В фильмах Леоне чувствуется, что композитор и режиссер отлично «спелись», они подошли к модели вестерна почти по Стравинскому, обращаясь с ней очень свободно, почти противореча ее натуре как таковой. Подобное музыкальное и визуальное отстранение, навеянное театром Брехта, отразилось на представлениях театральных художников и других деятелей искусства, которые работали в смежных областях. В театре и кино появился компонент, который подверг сомнению общеевропейскую традицию романтического типа и обновил ее посредством своеобразного щита, возводимого между субъектом и объектом – отстранения. Иными словами, между тем, кто творит, воспринимает и самой историей всегда присутствует элемент критического, не буквального восприятия. В случае Морриконе этот элемент выражается посредством музыкального оформления кинофильма и его вспомогательной комментирующей функции. И тем не менее это оформление несет в себе некое ядро, что существенно отличает его от американской продукции. Морриконе сокращает возможные ресурсы, не используя полный набор оркестра, в отличие от того, как это было принято в Голливуде. Это потому, что он не воспринимает все элементы кинематографического произведения как конкурирующие между собой. В некоторых случаях он подключает музыку, нарушая реалистичность и отдаляя зрителя от происходящего в картине.
Представляется, что подобный интереснейший с моей точки зрения подход можно отметить и в некоторых работах замечательного композитора Нино Рота, еще одного гения прикладной музыки. Возможно, это и есть то новое, что внесла Италия в области прикладной музыки: с одной стороны, это тенденция к автономии и чистоте музыкального произведения, тянущаяся из прошлого (поскольку в наше время это уже непозволительно), с другой – огромная работа в области внедрения музыкального произведения в кинокартину. В этом смысле Эннио Морриконе – ярчайший представитель данного искусства.
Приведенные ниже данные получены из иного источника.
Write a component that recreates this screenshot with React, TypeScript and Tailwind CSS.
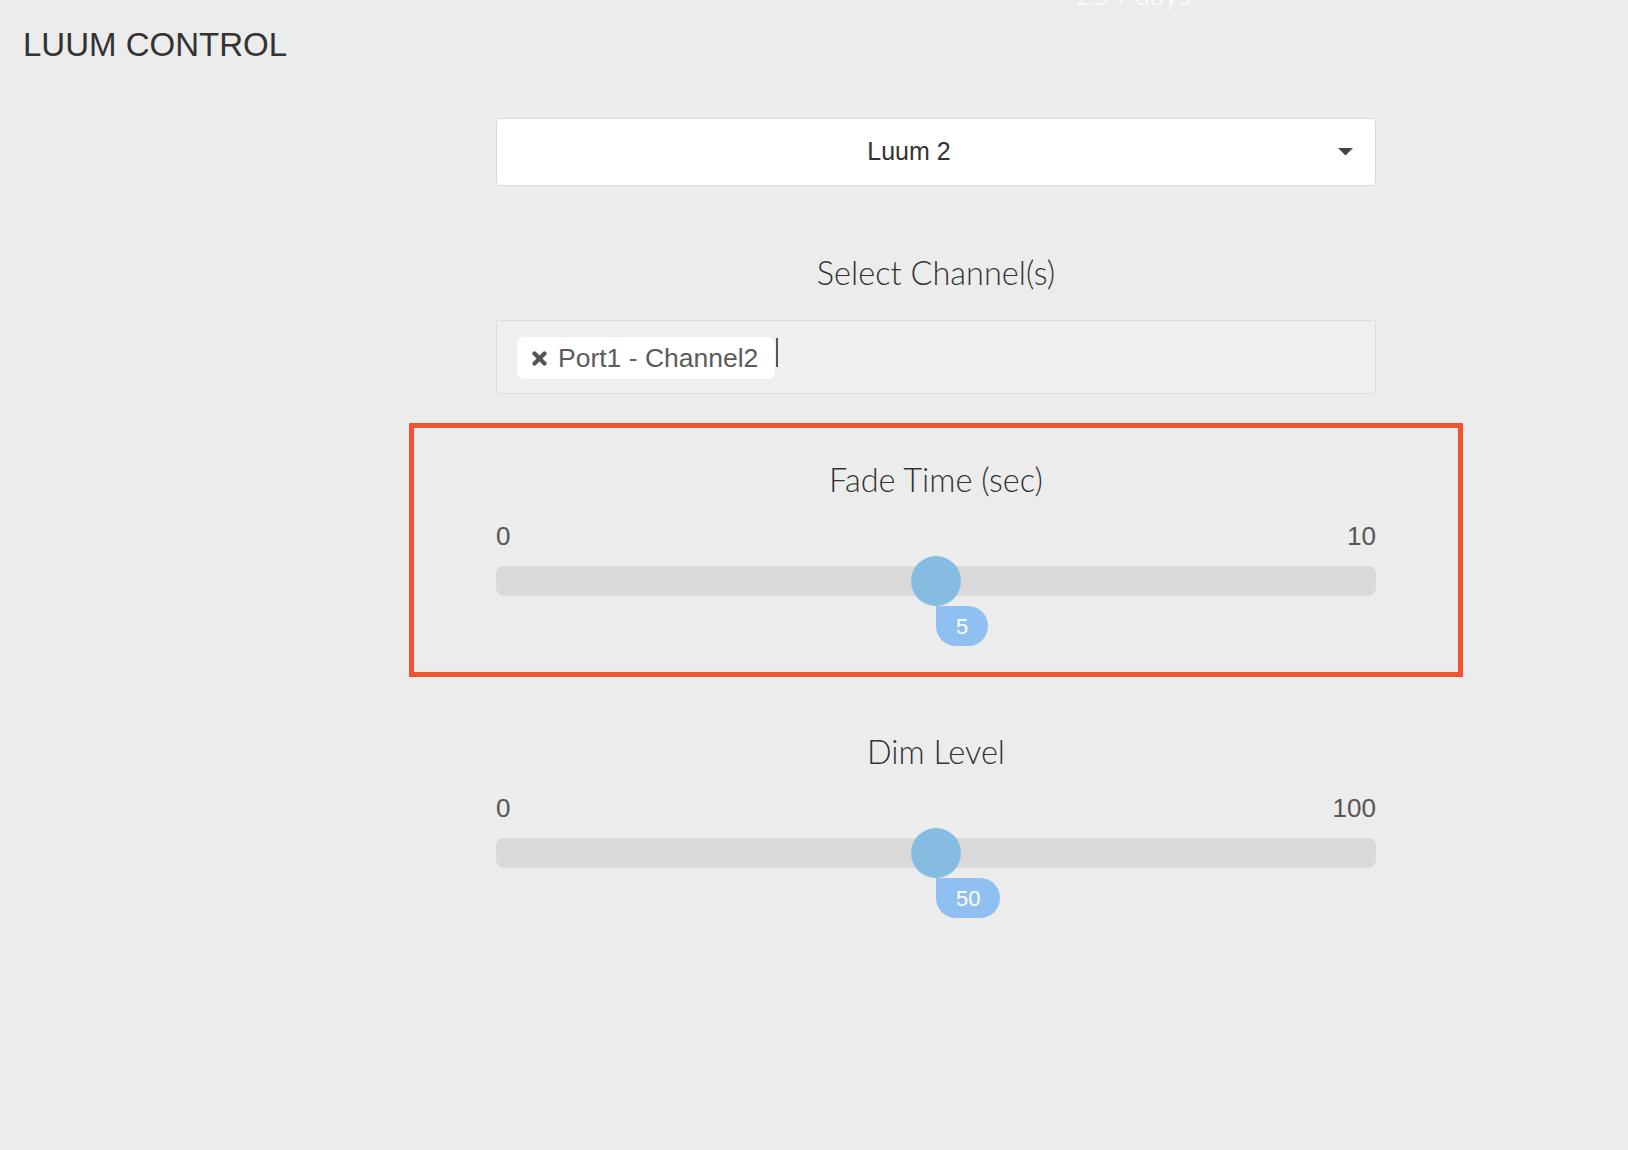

Интересно было бы проследить, удавалось ли ему в профессиональном смысле совместить «двойную жизнь»: ведь хотя он и тяготел к иронии Стравинского и отстранению, в то же самое время он всегда был очень склонен к экспериментальности, и это связывает его с общеевропейскими поисками, и в частности со школой дармштадтианцев. Но чтобы утверждать наверняка, нужно очень хорошо изучить все его произведения, а я не такой хороший знаток его творчества.
8 мая 2013 г.
Серджо Мичели
СЛОВО МУЗЫКОВЕДА
– Серджо, ты – единственный, кто не поздравил меня с «Оскаром» за карьеру, – сказал Эннио, едва я поднял трубку.
– Чтобы понять, что ты гений, мне не нужны американцы, – ответил я.
Честно говоря, Эннио никогда не был обделен различными наградами, но когда мы познакомились, он еще не был усыпан всевозможными титулами. У него уже было имя, его называли главным итальянским композитором, но в академических кругах его воспринимали с опаской и подозрением, так что, когда мы познакомились, он чувствовал себя несколько обделенным.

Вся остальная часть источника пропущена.